Grandparents saving money for grandson's education

Why you should start an RESP early

The prospect of ‘free money’ is hard to pass up, so it might come as a surprise that the majority of parents turn down money from the Government each year. In fact, as many as two-thirds of students say they do not have a Registered Education Savings Plan (RESP) in place to help them with the cost of education[1].

The truth is, an RESP is an excellent opportunity for those with young children to get a head start on saving, with a little help from the Government. We break down the basics to help you get started.

What is an RESP?

The RESP is an investment vehicle that is registered with the Government of Canada to save for a post-secondary education.
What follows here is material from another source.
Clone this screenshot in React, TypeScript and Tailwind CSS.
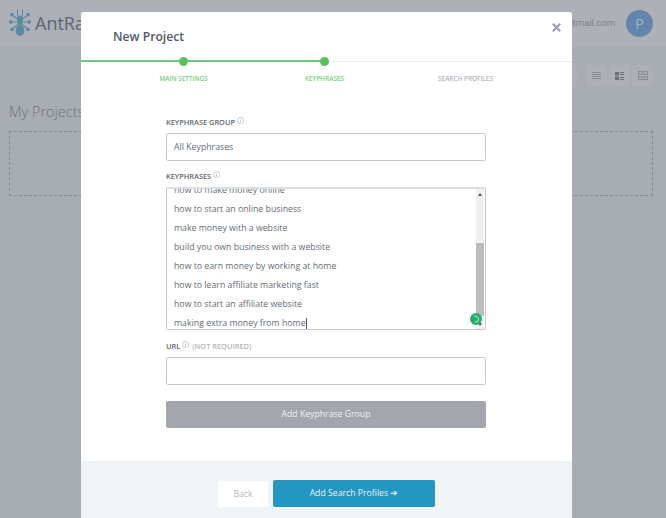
const phrases = [
  "how to make money online",
  "how to start an online business",
  "make money with a website",
  "build you own business with a website",
  "how to earn money by working at home",
  "how to learn affiliate marketing fast",
  "how to start an affiliate website",
];

function InfoIcon() {
  return (
    <svg width="7" height="7" viewBox="0 0 8 8" fill="none" stroke="#a9adb2" strokeWidth="0.7" className="ml-[2px] mb-[5px] shrink-0">
      <circle cx="4" cy="4" r="3.5" />
      <path d="M4 3.4v2.6M4 2v.7" />
    </svg>
  );
}

function AntLogo() {
  return (
    <svg width="22" height="28" viewBox="0 0 22 28" fill="none" stroke="#5a8ba1" strokeWidth="1.100" strokeLinecap="round">
      <path d="M8.500 1v5l1.500 2M13.500 1v5L12 8" />
      <path d="M3 6l4 3 2 1M19 6l-4 3-2 1M2 13h7M20 13h-7M3 20l4-3 2-1.500M19 20l-4-3-2-1.500" />
      <ellipse cx="11" cy="10" rx="2.600" ry="2.600" fill="#5a8ba1" />
      <ellipse cx="11" cy="14" rx="1.800" ry="1.800" fill="#5a8ba1" />
      <ellipse cx="11" cy="21.500" rx="3.800" ry="5" fill="#5a8ba1" />
      <circle cx="3" cy="5.500" r="1.300" fill="#5a8ba1" />
      <circle cx="19" cy="5.500" r="1.300" fill="#5a8ba1" />
      <circle cx="1.800" cy="13" r="1.300" fill="#5a8ba1" />
      <circle cx="20.200" cy="13" r="1.300" fill="#5a8ba1" />
      <circle cx="3" cy="20.500" r="1.300" fill="#5a8ba1" />
      <circle cx="19" cy="20.500" r="1.300" fill="#5a8ba1" />
    </svg>
  );
}

function Background() {
  return (
    <div className="h-[518px] bg-[#a8acb3]">
      <div className="h-[46px] bg-[#adb0b6] flex items-center justify-between pl-[9px] pr-[13px]">
        <div className="flex items-center gap-[4px]">
          <AntLogo />
          <span className="text-[18px] font-medium text-[#5c6570]">AntRank</span>
        </div>
        <div className="flex items-center gap-[11px]">
          <span className="text-[9.500px] text-[#7c8089] font-['Roboto',sans-serif]">user@hotmail.com</span>
          <div className="w-[27px] h-[27px] rounded-full bg-[#6485aa] text-[#9db3cc] text-[14px] flex items-center justify-center">P</div>
        </div>
      </div>
      <div className="flex justify-end gap-[2px] pr-[13px] pt-[19px]">
        <div className="w-[21px] h-[21px] mr-[7px] rounded-[2px] bg-[#adb1b7]" />
        <div className="w-[21px] h-[21px] rounded-[2px] bg-[#adb1b7] flex items-center justify-center">
          <svg width="9" height="8" viewBox="0 0 9 8" fill="none" stroke="#888c94">
            <path d="M0 .5h9M0 2.500h9M0 4.500h9M0 6.500h9" />
          </svg>
        </div>
        <div className="w-[21px] h-[21px] rounded-[2px] bg-[#adb1b7] flex items-center justify-center">
          <svg width="9" height="8" viewBox="0 0 9 8" fill="#696e77">
            <rect width="4" height="3.500" />
            <rect y="4.500" width="4" height="3.500" />
            <path d="M5 0h4v1H5zM5 2h4v1H5zM5 5h4v1H5zM5 7h4v1H5z" />
          </svg>
        </div>
        <div className="w-[21px] h-[21px] rounded-[2px] bg-[#adb1b7] flex items-center justify-center">
          <svg width="10" height="9" viewBox="0 0 10 9" fill="none" stroke="#888c94">
            <rect x=".5" y=".5" width="3.500" height="3" />
            <rect x="6" y=".5" width="3.500" height="3" />
            <rect x=".5" y="5.500" width="3.500" height="3" />
            <rect x="6" y="5.500" width="3.500" height="3" />
          </svg>
        </div>
      </div>
      <div className="pl-[9px] pr-[13px] pt-[15px]">
        <div className="text-[14.500px] leading-[22px] font-light text-[#6f747d]">My Projects</div>
        <div className="mt-[8px] h-[65px] border border-dashed border-[#84888f]" />
      </div>
    </div>
  );
}

export default function App() {
  return (
    <div className="relative w-[666px] h-[518px] overflow-hidden font-['Open_Sans',sans-serif]">
      <Background />
      <div className="absolute left-[81px] top-[12px] w-[491px] h-[506px] bg-white rounded-t-[3px] flex flex-col">
        <div className="h-[49px] relative pl-[32px] pt-[15px]">
          <h2 className="text-[12.200px] leading-[20px] font-semibold text-[#4f5863]">New Project</h2>
          <button className="absolute right-[11px] top-[11px] text-[#9a9fa6]">
            <svg width="9" height="9" viewBox="0 0 9 9" stroke="currentColor" strokeWidth="2.200">
              <path d="M.8.8l7.400 7.400M8.200.8L.8 8.200" />
            </svg>
          </button>
        </div>
        <div className="relative h-px bg-[#eceef0]">
          <div className="absolute left-0 top-[-1px] w-[243px] h-[2px] bg-[#74c677]" />
          <div className="absolute left-[98px] top-[-4px] w-[9px] h-[9px] rounded-full bg-[#5cbf60]" />
          <div className="absolute left-[239px] top-[-4px] w-[9px] h-[9px] rounded-full bg-[#5cbf60]" />
        </div>
        <div className="grid grid-cols-[141px_141px_141px] pl-[32px] pt-[12px] text-[6.400px] leading-[10px] font-semibold text-center">
          <span className="text-[#78cf7c]">MAIN SETTINGS</span>
          <span className="text-[#78cf7c]">KEYPHRASES</span>
          <span className="text-[#b1b5ba]">SEARCH PROFILES</span>
        </div>
        <div className="flex-1 pl-[85px] pr-[86px] pt-[34px]">
          <label className="flex items-center h-[10px] text-[7.400px] font-semibold text-[#5f6770]">
            KEYPHRASE GROUP <InfoIcon />
          </label>
          <div className="mt-[5px] h-[28px] border border-[#c6c9cc] rounded-[2px] flex items-center px-[7px] pt-[1px] text-[8.750px] text-[#666c74]">
            All Keyphrases
          </div>
          <label className="mt-[11px] flex items-center h-[10px] text-[7.400px] font-semibold text-[#5f6770]">
            KEYPHRASES <InfoIcon />
          </label>
          <div className="mt-[5px] h-[143px] border border-[#c6c9cc] border-t-2 border-t-[#dcdee0] rounded-[2px] flex relative">
            <div className="flex-1 overflow-hidden flex flex-col justify-end px-[7px] text-[8.750px] leading-[19px] text-[#666c74]">
              {phrases.map((p) => (
                <div key={p} className="shrink-0">{p}</div>
              ))}
              <div className="shrink-0 flex items-center -mb-[4px]">
                making extra money from home
                <span className="w-px h-[12px] bg-[#555]" />
              </div>
            </div>
            <div className="w-[8px] mr-[1px] bg-[#f0f0f0] flex flex-col">
              <div className="h-[6px] flex items-center justify-center text-[#555] mt-[2px]">
                <svg width="4" height="3" viewBox="0 0 4 3" fill="currentColor"><path d="M2 0l2 3H0z" /></svg>
              </div>
              <div className="mt-[46px] h-[73px] bg-[#bcbcbc]" />
              <div className="mt-auto mb-[2px] h-[6px] flex items-center justify-center text-[#555]">
                <svg width="4" height="3" viewBox="0 0 4 3" fill="currentColor"><path d="M2 3l2-3H0z" /></svg>
              </div>
            </div>
            <div className="absolute right-[3px] bottom-[4px] w-[12px] h-[12px] rounded-full bg-[#27ae6a] flex items-center justify-center">
              <svg width="8" height="8" viewBox="0 0 8 8" fill="none" stroke="#d7f2e3" strokeWidth="1">
                <path d="M2.500 1.200A3 3 0 1 1 3 7" />
              </svg>
            </div>
          </div>
          <label className="mt-[12px] flex items-center h-[10px] text-[7.400px] font-semibold text-[#5f6770]">
            URL <InfoIcon /> <span className="ml-[3px] text-[#b1b5ba]">(NOT REQUIRED)</span>
          </label>
          <div className="mt-[5px] h-[28px] border border-[#c6c9cc] rounded-[2px]" />
          <button className="mt-[16px] w-full h-[27px] rounded-[2px] pt-[1px] bg-[#a3a6ac] text-[8.700px] font-medium text-[#eff0f1]">
            Add Keyphrase Group
          </button>
        </div>
        <div className="h-[57px] bg-[#f0f4f7] flex items-start pl-[137px] pt-[19px] gap-[5px]">
          <button className="w-[50px] h-[26px] mt-[1px] pt-[1px] bg-white rounded-[2px] text-[8.700px] text-[#b4b7bb]">Back</button>
          <button className="w-[162px] h-[27px] pt-[1px] bg-[#2396c1] rounded-[2px] text-[8.700px] font-medium text-[#e8f4f9]">Add Search Profiles ➔</button>
        </div>
      </div>
    </div>
  );
}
The Government offers an incentive to save in the form of the Canada Education Savings Grant (CESG), which adds at least 20 percent on top of the RESP contribution up to a maximum of $500 (for a $2,500 RESP contribution). This percentage amount increases for families with income lower than $90,563. The lifetime grant limit is $7,200.

What are the benefits?

The main benefit to the RESP is the annual government grant. In addition, funds within the RESP may be invested, thereby earning potential returns which can grow the funds over time.

Another benefit to the RESP is the tax-deferred growth on earnings within the plan. Ultimately, taxes are charged in the hands of the beneficiary (the student), who may pay either no taxes or very little taxes on earnings.

What are the drawbacks?

If you haven’t yet contributed to an RESP and your child is no longer a toddler, it will be a challenge to catch up. RESP rules dictate that you may only carry forward one year of contribution room. So, if your child is turning 8, you cannot simply multiply $2,500 (the typical threshold for maximum grant benefit) by 8, contribute that amount, and anticipate a supersized grant amount. Instead, you may contribute $5,000 and anticipate $1,000 in grants. The following year you may do the same, until you’ve ultimately caught up to all the years you’ve missed. As such, it’s best to start while your child is young.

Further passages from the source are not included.